In an important passage the Court observed:
‘It is true that an external lawyer is also economically dependent to some extent on his clients. If a client is not satisfied with the legal advice or defence provided by his external lawyer, the client may withdraw the instruction or, as the case may be, refrain from engaging his services in the future. It should be noted in this regard that, unlike enrolled in-house lawyers and other corporate jurisconsults, external lawyers do not have any protection against dismissal. For lawyers who make their living largely from giving advice to and acting in legal proceedings on behalf of one or a small number of large clients, this may come to pose a serious threat to their independence.
‘However, for external lawyers, such a threat is and remains more of an exception and is not consistent with the typical role of a lawyer in private practice or of an independent law firm. A self-employed lawyer usually works for a large number of clients, which, in the event of a conflict of interests between his professional ethics and the aims and wishes of a client, makes it easier for him, if necessary, to withdraw his services of his own accord in order to safeguard his independence.
‘In the case of an enrolled in-house lawyer, the situation is different. As an employed person, an enrolled in-house lawyer is typically rather than only exceptionally characterised by complete economic dependence on his employer, who alone provides him with most of his income in the form of a salary. In so far as the relevant national rules of professional ethics contain any provision at all allowing enrolled in-house lawyers to take on external instructions alongside their activities as employees of the undertaking for which they work, such instructions will generally be of only minor financial significance to them and will in no way alter their economic dependence on their employer. The degree to which enrolled in-house lawyers are economically dependent on their employer is therefore usually far greater than the degree to which external lawyers are dependent on their clients. The fact, raised by a number of the parties to the proceedings, that enrolled in-house lawyers are protected against dismissal under employment law likewise does nothing to alter their economic dependence.
‘In addition to their economic dependence on their employer, enrolled in-house lawyers usually exhibit a considerably stronger personal identification with the undertaking for which they work, as well as with its corporate policy and corporate strategy than would be true of external lawyers in relation to the business activities of their clients.’
Tribunal members, like judges, are required to be independent of the prosecutor, both at common law and, in the case of public authorities, under the European Convention on Human Rights.
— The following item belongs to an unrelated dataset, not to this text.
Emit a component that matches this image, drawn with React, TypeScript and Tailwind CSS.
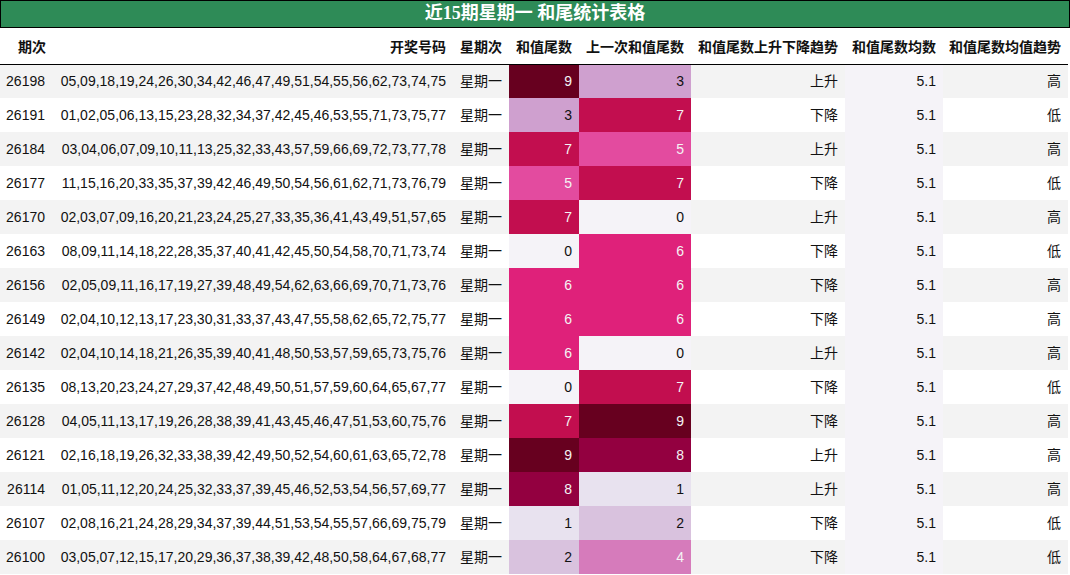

The test for independence was laid down authoritatively by the House of Lords in the case of Porter v Magill and another  1 All ER 465;  UKHL 67;  2 AC 357 and does not need to be repeated her. There seems to be little doubt that the requirement for independence applies to the tribunal’s legal adviser as much as to the tribunal members. In the case of Clark (Procurator Fiscal, Kirkcaldy) v Kelly  UKPC D1, for example, Lord Hoffmann had to deal with the office of clerk to the justices (which bears comparison in this respect to that of a legal assessor to a tribunal). He remarked:
‘… it seems to me that the position of the clerk, whether one chooses to describe him as part of the tribunal or not, is such as to attract some requirements of independence and impartiality by virtue of art 6(1). I cannot imagine that it would be regarded as acceptable, for example, that the clerk should advise the justices when he is the father or some other close relation of the victim of the offence for which the accused is being tried. Stone's Justices' Manual (2002) says in relation to clerks in English magistrates' courts that '[t]he test of apparent bias which applies to magistrates … applies also to the justices' clerk since he is part of the judicial process in the magistrates' court'. That seems to me in principle correct.’
Akzo presents no problems so far as concerns legal assessors in independent practice: the problem lies in the common custom of tribunals being advised by legal assessors who are in-house lawyers. The clear implication of the reasoning in Akzo is that such assessors cannot satisfy the test of independence from the prosecution. Regulators and professional bodies should urgently re-consider their arrangements in light of this decision.
It may be questioned whether the Court’s assessment of the independence of lawyers in private practice is somewhat rose tinted and whether their criticism of in-house lawyers is based on evidence rather than assumptions. Some partners in City firms are so close to their clients, sometimes even embedded within their firms, that the temptation to produce income to the detriment of professional independence must be great. And in all my years of working in the regulatory field I am unaware of any suspicion of partiality on the part of an in-house legal assessor.